We can execute above xl commands to verify L2 CAT and L3 CAT/CDP on different HWs support them.

For example:

root@:~$ xl psr-hwinfo --cat
Cache Allocation Technology (CAT): L2
Socket ID       : 0
Maximum COS     : 3
CBM length      : 8
Default CBM     : 0xff

root@:~$ xl psr-cat-cbm-set -l2 1 0x7f

root@:~$ xl psr-cat-show -l2 1
Socket ID       : 0
Default CBM     : 0xff
   ID                     NAME             CBM
    1                 ubuntu14            0x7f

8 Areas for improvement

A hexadecimal number is used to set/show CBM for a domain now. Although this is convenient to cover overlap/isolated bitmask requirement, it is not user-friendly.

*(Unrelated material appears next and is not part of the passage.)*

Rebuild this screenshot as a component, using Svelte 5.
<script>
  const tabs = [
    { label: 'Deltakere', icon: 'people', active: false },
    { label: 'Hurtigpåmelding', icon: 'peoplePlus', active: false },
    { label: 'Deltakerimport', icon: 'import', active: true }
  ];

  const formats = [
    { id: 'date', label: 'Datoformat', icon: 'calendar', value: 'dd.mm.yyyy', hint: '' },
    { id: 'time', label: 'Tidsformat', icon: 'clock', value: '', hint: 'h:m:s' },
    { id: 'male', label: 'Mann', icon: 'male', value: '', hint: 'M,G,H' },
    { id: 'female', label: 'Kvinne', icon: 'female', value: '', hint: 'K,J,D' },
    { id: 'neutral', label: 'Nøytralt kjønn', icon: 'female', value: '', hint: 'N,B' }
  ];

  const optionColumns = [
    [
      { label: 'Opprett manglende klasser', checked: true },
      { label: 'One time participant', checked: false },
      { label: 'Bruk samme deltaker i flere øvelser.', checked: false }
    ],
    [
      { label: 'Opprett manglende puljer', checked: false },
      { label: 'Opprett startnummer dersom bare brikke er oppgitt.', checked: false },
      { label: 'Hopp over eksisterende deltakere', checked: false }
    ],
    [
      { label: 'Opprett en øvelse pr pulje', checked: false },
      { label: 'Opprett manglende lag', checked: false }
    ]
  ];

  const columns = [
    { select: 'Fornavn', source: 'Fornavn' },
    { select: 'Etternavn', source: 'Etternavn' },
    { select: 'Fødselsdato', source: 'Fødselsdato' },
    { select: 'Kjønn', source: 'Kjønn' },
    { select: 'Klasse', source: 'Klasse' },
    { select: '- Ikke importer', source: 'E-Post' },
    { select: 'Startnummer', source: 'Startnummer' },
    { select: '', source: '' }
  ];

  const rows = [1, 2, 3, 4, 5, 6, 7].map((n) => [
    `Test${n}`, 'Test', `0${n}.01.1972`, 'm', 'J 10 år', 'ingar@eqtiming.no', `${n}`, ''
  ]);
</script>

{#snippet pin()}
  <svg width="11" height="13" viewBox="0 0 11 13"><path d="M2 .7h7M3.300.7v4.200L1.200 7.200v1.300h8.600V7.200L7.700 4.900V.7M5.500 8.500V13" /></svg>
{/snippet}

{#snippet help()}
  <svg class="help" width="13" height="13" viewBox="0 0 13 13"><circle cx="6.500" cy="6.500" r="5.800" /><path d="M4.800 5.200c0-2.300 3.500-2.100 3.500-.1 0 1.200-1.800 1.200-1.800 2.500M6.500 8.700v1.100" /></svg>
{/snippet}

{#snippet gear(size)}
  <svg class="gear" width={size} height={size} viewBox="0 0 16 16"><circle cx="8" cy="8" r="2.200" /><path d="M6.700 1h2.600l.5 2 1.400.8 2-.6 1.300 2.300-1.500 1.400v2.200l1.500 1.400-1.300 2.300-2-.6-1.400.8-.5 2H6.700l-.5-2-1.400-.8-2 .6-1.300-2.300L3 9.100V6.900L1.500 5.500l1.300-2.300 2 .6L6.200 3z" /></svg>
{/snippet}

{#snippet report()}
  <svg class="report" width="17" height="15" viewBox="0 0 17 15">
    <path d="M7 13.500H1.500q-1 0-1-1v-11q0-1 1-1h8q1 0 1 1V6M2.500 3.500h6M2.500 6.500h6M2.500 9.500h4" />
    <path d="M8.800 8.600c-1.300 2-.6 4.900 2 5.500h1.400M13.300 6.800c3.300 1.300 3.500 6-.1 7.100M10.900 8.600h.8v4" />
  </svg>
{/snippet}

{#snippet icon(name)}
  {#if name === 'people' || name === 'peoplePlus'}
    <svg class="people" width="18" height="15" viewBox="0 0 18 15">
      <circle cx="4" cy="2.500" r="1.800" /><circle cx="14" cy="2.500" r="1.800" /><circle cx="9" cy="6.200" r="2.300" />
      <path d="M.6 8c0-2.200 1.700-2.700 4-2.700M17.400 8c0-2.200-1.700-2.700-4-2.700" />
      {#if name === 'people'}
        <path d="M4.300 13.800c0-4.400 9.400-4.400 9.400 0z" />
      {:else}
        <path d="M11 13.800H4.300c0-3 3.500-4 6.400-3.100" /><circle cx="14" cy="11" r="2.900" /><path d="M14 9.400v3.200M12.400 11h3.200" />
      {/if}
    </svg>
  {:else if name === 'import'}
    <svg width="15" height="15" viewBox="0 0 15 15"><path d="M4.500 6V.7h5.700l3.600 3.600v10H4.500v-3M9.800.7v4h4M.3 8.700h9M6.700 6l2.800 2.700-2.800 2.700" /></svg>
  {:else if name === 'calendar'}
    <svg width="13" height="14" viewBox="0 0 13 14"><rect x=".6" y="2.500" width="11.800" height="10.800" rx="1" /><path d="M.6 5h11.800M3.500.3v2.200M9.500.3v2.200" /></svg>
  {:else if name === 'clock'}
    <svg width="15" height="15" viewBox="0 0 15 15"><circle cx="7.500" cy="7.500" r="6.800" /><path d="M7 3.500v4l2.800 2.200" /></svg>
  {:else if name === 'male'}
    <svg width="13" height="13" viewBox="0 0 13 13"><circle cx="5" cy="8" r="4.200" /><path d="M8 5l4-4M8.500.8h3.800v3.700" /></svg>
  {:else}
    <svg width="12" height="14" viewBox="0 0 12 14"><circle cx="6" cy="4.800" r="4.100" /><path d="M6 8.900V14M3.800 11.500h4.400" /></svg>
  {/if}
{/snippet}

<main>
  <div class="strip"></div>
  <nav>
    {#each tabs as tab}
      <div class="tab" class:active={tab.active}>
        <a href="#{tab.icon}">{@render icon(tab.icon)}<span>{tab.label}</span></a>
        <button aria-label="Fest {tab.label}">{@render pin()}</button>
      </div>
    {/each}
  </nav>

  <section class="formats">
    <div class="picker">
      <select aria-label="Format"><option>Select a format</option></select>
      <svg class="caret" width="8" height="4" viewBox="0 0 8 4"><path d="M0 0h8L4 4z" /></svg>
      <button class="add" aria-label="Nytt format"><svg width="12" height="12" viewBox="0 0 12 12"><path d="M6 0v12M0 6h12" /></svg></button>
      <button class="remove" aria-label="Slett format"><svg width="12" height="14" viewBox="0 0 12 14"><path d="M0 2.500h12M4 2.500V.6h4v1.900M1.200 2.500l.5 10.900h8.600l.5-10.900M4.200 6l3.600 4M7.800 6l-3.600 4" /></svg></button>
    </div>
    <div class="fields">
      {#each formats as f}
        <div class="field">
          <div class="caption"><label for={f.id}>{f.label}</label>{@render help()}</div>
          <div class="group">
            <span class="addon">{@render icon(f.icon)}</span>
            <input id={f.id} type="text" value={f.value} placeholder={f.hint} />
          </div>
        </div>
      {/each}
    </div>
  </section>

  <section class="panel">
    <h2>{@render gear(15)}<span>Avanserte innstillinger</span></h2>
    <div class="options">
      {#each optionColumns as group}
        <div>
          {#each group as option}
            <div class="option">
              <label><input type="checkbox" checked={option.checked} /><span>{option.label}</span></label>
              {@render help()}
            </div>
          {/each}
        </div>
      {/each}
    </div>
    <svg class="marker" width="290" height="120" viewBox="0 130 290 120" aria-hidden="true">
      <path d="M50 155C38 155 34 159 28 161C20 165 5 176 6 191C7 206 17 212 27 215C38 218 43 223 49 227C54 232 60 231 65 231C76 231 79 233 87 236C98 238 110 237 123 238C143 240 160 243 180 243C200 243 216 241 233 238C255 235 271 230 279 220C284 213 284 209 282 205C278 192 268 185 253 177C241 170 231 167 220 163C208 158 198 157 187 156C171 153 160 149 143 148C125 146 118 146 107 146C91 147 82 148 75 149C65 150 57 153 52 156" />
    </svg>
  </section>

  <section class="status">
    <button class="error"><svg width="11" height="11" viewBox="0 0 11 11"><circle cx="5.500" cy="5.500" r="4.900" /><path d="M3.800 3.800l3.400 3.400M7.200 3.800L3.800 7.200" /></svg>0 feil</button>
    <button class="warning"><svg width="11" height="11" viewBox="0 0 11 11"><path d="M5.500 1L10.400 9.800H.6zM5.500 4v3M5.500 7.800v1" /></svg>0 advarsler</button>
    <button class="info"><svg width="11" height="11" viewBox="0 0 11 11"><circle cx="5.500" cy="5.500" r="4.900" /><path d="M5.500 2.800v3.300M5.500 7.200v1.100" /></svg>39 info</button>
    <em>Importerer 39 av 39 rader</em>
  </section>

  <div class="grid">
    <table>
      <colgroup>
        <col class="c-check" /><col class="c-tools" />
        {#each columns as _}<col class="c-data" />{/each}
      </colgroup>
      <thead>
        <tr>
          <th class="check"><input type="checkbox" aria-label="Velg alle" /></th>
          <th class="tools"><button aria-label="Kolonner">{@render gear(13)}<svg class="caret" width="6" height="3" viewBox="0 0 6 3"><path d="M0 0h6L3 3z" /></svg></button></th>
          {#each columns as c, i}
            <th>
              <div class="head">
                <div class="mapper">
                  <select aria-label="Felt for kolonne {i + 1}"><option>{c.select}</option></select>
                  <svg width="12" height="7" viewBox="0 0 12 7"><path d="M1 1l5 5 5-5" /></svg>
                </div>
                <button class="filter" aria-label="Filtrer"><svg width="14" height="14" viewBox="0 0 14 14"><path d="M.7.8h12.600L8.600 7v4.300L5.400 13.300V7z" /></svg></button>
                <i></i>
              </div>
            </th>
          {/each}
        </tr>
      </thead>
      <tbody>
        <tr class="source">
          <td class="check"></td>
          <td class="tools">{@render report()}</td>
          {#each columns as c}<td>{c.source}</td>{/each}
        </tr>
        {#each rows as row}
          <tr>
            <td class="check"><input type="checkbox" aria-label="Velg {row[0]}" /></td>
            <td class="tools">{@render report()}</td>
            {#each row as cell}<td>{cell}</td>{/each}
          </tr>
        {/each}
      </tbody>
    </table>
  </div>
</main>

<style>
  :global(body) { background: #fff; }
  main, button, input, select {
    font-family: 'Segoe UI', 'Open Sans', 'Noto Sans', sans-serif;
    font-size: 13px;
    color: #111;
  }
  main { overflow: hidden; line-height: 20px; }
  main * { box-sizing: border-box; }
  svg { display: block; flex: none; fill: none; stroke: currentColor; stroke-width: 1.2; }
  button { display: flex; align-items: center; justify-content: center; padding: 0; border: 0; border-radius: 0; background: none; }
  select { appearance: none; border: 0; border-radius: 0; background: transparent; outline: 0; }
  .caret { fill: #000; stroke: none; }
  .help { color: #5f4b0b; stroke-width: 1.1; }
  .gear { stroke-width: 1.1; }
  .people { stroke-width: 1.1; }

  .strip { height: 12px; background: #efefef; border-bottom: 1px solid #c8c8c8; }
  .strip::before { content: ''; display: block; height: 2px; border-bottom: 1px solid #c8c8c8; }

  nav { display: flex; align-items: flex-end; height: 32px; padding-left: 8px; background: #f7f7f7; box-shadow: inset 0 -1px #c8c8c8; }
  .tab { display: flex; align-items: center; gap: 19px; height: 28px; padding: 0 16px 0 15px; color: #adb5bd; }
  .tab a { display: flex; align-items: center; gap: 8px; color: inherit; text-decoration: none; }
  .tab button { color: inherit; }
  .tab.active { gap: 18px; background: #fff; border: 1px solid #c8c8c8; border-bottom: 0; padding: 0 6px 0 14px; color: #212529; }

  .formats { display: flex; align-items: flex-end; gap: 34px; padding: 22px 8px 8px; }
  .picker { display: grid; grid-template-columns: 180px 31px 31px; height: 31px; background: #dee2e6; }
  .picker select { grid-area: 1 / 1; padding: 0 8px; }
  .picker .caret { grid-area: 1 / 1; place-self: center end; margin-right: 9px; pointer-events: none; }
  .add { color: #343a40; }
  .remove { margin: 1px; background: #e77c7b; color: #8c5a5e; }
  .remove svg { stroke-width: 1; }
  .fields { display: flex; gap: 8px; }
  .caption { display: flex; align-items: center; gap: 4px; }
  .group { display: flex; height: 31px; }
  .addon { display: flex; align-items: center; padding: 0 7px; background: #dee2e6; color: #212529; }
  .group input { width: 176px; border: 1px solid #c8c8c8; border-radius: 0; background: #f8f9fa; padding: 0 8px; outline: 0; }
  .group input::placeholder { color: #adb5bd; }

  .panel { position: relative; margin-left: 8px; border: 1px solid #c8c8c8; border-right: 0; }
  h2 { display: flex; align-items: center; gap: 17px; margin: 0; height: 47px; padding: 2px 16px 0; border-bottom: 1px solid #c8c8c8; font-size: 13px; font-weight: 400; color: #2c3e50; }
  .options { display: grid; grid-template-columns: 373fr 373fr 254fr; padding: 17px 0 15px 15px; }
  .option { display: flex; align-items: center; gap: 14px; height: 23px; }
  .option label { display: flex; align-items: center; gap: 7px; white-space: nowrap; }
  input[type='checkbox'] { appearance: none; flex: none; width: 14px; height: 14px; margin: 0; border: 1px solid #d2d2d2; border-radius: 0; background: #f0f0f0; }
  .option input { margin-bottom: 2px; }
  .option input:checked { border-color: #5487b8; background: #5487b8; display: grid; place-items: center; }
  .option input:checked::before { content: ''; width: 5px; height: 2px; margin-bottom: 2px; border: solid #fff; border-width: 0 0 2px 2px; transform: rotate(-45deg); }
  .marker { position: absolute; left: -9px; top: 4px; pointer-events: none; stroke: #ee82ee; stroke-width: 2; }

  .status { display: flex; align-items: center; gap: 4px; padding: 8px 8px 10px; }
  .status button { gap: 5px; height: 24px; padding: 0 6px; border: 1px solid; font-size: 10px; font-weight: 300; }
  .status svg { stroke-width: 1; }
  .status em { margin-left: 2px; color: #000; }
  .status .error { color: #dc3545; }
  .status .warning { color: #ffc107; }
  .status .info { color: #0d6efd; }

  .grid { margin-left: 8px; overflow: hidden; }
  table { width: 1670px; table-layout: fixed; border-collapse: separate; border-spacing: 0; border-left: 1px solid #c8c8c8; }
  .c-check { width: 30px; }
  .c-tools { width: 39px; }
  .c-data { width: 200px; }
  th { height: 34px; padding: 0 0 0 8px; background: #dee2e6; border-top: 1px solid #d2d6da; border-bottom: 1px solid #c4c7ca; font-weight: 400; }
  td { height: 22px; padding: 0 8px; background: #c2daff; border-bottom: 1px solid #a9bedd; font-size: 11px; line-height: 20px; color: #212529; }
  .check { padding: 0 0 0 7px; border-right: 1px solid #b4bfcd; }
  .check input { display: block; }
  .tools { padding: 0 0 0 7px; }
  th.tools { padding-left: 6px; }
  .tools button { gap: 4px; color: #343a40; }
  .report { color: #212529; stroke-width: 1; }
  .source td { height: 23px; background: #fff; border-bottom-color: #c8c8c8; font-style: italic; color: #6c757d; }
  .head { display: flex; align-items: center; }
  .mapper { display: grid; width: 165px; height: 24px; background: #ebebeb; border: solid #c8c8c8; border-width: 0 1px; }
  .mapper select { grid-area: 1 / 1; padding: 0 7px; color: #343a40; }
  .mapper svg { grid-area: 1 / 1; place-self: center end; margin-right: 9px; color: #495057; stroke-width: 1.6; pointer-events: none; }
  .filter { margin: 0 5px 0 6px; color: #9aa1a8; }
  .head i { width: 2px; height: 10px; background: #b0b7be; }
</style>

To improve this, the libxl interfaces can be wrapped in libvirt to provide more user-friendly interfaces to user, e.g. a percentage number of the cache to set and show.

9 Known issues


10 References

“INTEL RESOURCE DIRECTOR TECHNOLOGY (INTEL RDT) ALLOCATION FEATURES” Intel 64 and IA-32 Architectures Software Developer Manuals, vol3

11 History

Date Revision Version Notes
2016-08-12 1.0 Xen 4.9 Design document written
2017-02-13 1.7 Xen 4.9 Changes:
1. Modify the design document to cover L3 CAT/CDP and L2 CAT;
2. Fix typos;
3. Amend description of feat_mask to make it clearer;
4. Other minor changes.
2017-02-15 1.8 Xen 4.9 Changes:
1. Add content in ‘Areas for improvement’;
2. Adjust revision number.
2017-03-16 1.9 Xen 4.9 Changes:
1. Add ‘CMT’ in ‘Terminology’;
2. Change ‘feature list’ to ‘feature array’.
3. Modify data structure descriptions.
4. Adjust revision number.
2017-05-03 1.11 Xen 4.9 Changes:
1. Modify data structure descriptions.
2. Adjust revision number.
2017-07-13 1.14 Xen 4.10 Changes:
1. Fix a typo.
2017-08-01 1.15 Xen 4.10 Changes:
1. Add ‘alt_type’ in ‘feat_props’ structure.
2017-08-04 1.16 Xen 4.10 Changes:
1. Remove special character which may cause html creation failure.
2018-07-10 1.17 Xen 4.12 Changes:
1. Reformat complete document to enable PDF creation.